• _Task goal_
Extract all lines from the data beneath that include the word "full".

— START —

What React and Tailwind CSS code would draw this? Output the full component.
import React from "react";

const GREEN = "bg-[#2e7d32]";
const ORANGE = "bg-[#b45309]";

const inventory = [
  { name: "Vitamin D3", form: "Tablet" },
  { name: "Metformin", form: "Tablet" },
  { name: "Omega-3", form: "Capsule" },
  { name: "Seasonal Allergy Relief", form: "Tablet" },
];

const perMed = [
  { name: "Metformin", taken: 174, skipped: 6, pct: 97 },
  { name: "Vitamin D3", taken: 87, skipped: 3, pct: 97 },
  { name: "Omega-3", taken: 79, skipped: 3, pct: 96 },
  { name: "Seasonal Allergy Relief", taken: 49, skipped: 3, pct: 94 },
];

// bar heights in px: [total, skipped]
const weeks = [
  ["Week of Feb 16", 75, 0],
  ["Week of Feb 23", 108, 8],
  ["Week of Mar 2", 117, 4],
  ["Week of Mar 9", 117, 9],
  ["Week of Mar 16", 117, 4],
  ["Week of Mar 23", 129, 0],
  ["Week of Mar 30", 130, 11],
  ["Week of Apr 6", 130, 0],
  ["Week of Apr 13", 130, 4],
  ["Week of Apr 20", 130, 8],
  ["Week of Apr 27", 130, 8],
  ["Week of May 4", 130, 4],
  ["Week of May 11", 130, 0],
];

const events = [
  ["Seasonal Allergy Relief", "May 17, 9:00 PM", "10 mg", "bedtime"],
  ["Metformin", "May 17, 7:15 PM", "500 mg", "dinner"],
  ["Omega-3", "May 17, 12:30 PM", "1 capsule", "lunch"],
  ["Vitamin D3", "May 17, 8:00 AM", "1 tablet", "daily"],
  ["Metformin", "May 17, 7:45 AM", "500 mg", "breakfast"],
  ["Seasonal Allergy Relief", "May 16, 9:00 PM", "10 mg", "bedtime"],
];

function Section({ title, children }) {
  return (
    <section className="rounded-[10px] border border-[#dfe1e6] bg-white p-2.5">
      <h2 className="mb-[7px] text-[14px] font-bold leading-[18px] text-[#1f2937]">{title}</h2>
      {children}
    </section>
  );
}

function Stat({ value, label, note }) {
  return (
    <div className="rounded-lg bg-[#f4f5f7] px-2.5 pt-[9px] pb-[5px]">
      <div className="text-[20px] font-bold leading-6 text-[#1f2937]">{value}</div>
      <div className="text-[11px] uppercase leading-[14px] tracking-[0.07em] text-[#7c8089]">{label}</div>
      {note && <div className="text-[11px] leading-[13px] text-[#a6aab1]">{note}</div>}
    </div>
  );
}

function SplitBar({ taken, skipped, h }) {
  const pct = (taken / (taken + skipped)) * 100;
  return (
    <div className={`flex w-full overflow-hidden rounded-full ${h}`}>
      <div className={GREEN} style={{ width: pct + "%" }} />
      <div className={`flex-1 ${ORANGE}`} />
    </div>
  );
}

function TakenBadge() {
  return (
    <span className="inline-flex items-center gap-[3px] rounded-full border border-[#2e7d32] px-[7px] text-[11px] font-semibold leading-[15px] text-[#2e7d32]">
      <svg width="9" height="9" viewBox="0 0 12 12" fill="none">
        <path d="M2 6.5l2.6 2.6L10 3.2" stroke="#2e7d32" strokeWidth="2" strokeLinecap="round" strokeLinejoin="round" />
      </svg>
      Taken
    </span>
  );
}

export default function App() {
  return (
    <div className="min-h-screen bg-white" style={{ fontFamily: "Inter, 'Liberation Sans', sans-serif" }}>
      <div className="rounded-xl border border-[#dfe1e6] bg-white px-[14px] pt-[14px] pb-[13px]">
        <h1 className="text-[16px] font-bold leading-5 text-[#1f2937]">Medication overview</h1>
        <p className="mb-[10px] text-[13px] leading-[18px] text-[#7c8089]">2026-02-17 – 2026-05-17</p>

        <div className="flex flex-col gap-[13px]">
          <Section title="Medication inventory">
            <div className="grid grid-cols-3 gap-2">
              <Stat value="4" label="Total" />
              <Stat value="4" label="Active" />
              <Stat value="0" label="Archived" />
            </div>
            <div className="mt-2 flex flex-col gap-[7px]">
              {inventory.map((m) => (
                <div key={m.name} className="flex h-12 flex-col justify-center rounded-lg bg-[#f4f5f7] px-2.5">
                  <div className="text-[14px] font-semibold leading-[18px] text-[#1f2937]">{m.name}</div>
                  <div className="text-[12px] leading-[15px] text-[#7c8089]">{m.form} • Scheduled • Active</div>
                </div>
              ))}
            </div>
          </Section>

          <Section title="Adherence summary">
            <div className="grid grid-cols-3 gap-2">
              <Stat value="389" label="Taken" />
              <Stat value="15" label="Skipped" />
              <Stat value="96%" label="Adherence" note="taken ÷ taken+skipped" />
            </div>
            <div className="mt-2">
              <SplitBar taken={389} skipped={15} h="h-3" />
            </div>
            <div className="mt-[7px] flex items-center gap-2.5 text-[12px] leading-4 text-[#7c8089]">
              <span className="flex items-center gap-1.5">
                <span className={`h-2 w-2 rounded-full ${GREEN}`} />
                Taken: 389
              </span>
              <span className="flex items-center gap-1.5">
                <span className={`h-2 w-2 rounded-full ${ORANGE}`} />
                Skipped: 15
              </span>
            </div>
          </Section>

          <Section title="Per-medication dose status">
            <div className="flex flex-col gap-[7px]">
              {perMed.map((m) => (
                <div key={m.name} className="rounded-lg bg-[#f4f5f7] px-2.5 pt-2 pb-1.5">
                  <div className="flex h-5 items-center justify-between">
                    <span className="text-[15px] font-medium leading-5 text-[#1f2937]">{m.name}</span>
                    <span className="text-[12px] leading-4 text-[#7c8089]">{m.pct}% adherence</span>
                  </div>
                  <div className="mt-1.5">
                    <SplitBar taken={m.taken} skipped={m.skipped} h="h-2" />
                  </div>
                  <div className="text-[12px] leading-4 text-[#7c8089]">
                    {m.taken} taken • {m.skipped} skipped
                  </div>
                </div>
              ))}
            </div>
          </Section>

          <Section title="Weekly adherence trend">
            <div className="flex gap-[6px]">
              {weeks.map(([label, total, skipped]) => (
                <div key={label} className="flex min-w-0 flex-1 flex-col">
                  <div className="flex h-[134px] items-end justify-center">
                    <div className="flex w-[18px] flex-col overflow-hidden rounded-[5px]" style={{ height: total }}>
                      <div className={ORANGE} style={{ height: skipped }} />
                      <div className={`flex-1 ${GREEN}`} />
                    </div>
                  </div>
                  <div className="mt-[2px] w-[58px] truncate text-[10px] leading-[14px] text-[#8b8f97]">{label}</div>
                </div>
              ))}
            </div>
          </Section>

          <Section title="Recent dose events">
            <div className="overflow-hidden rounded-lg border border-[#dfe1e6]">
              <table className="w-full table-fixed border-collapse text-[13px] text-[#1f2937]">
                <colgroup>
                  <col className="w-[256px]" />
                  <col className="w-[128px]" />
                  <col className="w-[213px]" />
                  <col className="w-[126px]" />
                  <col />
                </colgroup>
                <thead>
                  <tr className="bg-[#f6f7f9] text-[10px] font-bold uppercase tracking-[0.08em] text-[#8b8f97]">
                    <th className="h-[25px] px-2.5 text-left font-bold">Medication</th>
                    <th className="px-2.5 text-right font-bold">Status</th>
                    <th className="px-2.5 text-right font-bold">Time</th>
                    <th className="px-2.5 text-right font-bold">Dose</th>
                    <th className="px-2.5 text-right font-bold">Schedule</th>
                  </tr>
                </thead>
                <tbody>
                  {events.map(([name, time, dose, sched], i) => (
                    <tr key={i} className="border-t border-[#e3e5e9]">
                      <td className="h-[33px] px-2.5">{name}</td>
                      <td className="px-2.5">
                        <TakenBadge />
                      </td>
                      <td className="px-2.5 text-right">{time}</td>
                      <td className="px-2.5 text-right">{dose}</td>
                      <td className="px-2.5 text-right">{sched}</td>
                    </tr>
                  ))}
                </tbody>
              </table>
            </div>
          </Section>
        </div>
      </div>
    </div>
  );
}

— END —

• _Solved exercise_
What React and Tailwind CSS code would draw this? Output the full component.
    <div className={`flex w-full overflow-hidden rounded-full ${h}`}>
    <span className="inline-flex items-center gap-[3px] rounded-full border border-[#2e7d32] px-[7px] text-[11px] font-semibold leading-[15px] text-[#2e7d32]">
                <span className={`h-2 w-2 rounded-full ${GREEN}`} />
                <span className={`h-2 w-2 rounded-full ${ORANGE}`} />
              <table className="w-full table-fixed border-collapse text-[13px] text-[#1f2937]">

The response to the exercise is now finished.